Increasingly, more stringent emission standards may require greater
control over either or both the combustion of fuel and post
combustion treatment of the exhaust. For example, the allowable
levels of nitrogen oxides (NOx) and particulate matter have been
greatly reduced over the last several years. Fuel injection timing
and a quantity of fuel to be injected has been found to be an
important factor in emission formation, along with other aspects
such as exhaust gas recirculation (EGR), vane settings of variable
geometry turbochargers (VGTs), intake manifold temperature, and
intake valve timing.
[0003] An electronic engine control system thus may become very
complicated in order to allow an engine to provide desirable
performance, while also meeting required emissions limits. As the
engine may be subjected to a variety of different operating tasks
and operating conditions, a variety of engine operating parameters
are controlled, such as fuel injection timing, fuel injection
amount, fuel injection pressure, intake valve timing, exhaust valve
timing, EGR valve settings, turbocharger settings, and the like.

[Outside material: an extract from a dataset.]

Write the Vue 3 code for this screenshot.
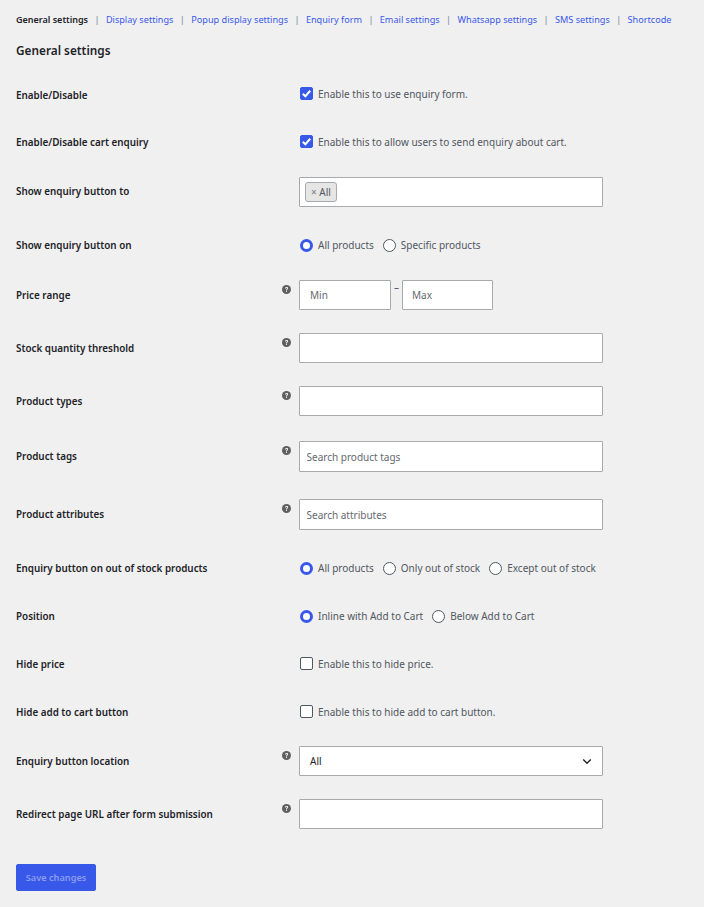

However, adjusting one engine parameter may counteract an
adjustment made to another engine parameter, or may cause a greater
change to engine operations than was intended when an adjustment is
made to another engine parameter. It has been found that for a
given engine operating condition, a number of engine operating
parameters may be coordinated to a setpoint for the given engine
operating condition, such that the setpoint allows the engine to
generate a required power output, while also generating acceptable
levels of NOx and particulate matter. A need exists for an engine
control system that allows a plurality of setpoints for various
engine operating conditions to be applied to an engine based on the
operating conditions of the engine.
SUMMARY
[0004] According to one process, a method of controlling an engine
based upon airflow is provided. A request for a desired torque
output of the engine is received. A first amount of fuel required
to generate the desired torque is retrieving from a memory. An
amount of airflow required to combust the fuel required to generate
the desired torque at a predefined air/fuel ratio is calculated. A
first amount of EGR required to produce a predefined amount of NOx
emissions is calculated. The amount of airflow required to the
first amount of EGR required are added. The total of the airflow
and the first amount of EGR are compared to a volume available in a
cylinder. At least one of the first amount of fuel delivered and
the first amount of EGR provided is modified when the total of the
airflow and the EGR exceeds the total volume available in the
cylinder.
[0005] According to another process, a method of controlling an
engine is provided. A desired torque output is received. The
desired torque output is compared to a maximum torque output stored
in a memory. The maximum torque output is based upon a first table
having engine speed, a flow rate in the intake manifold, and an
oxygen content of the intake manifold. A first fueling rate is
provided to the engine to generate the desired torque output when
the desired torque output is less than the maximum torque output of
the first table.
[0006] According to a further process, a method of controlling an
engine is provided. A desired torque output is received. The
desired torque output is compared to a predefined first maximum
torque output stored in a first table based upon a first intake
manifold oxygen content setting. The desired torque output is
compared to a predefined second maximum torque output of a second
table based upon a second intake manifold oxygen content setting
when the desired torque output exceeds the first maximum torque
output stored in the first table. A first fueling rate is provided
to the engine to generate the desired torque output when the
desired torque output is less than the maximum torque output of one
of the first table and the second table. A second fueling rate is
provided to the engine to generate a maximum torque output less
than the desired torque output when the desired torque output is
more than the maximum output of the second table.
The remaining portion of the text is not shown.